Doctor of Philosophy (PhD)
The ability to explore and predict metastable structures of hybrid self-assemblies is of central importance for the next generation of advanced materials with novel properties. As compared to their thermodynamically stable forms, the kinetically stabilized materials show improved functionality potentially over their stable counterparts. The self-assembly processes usually originate from weak intermolecular interactions, involving a dynamic competition between attractive and repulsive interactions. These weak forces, including van der Waals (vdW), electrostatic interaction and the hydrogen bonding (H-bonding), can be tuned by external stimuli, e.g., confinement, temperature and ionization, and consequently driving hybrid materials into different configurations. It is challenging to determine the mechanisms and design rules for guiding a system into particular metastable states. Therefore, as a starting point, the focus of this dissertation is to understand how these interactions vary as a function of external parameters to determine why a particular equilibrium structure emerges. This information can not only be used to understand the mechanisms responsible for a system choosing a particular configuration, but also as a reference for future studies of metastable configurations with the long-term goal of developing rules for experimentalists to use in synthesizing hybrid materials into metastable states. In this dissertation, we studied the assembly processes of both ionic and non-ionic amphiphiles with silica that exhibit all three molecular interactions. By judiciously choosing three particular systems, the complex coupled nature of these interactions can be separated, allowing for each interaction to be isolated and systematically studied. For globular/silica hybrid system, the orientation of adsorbed protein depends on electrostatic interactions that can be tuned via ionization of silica; the morphologies of silica-adsorbed fatty acids are related to the competition between electrostatic and vdW interaction as a function of fatty acids’ ionized degree; the phase behavior of ethoxylated surfactants in silica pores can be programmed by tuning the H-bonding as a function of temperature and confinement.

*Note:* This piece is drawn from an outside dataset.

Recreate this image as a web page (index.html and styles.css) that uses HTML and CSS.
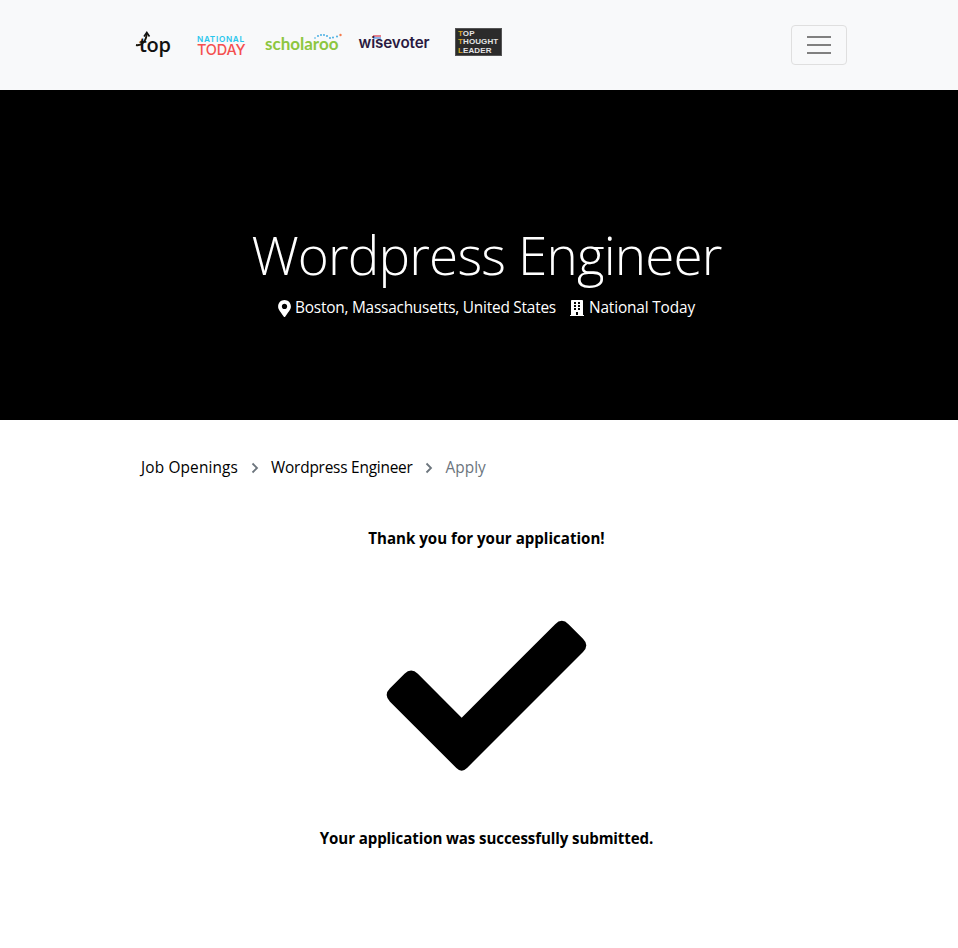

For the first time, the atomic interactions at the amphiphile/silica interfaces are studied systematically to set up a basis for choosing the appropriate assembly environments to modulate the structures of a wide range of amphiphiles for wet bench research.
Wu, Yao, "Adsorption and Reconfiguration of Amphiphiles at Silica-Water Interfaces: Role of Electrostatic Interactions, van der Waals Forces and Hydrogen Bonds" (2020). LSU Doctoral Dissertations. 5398.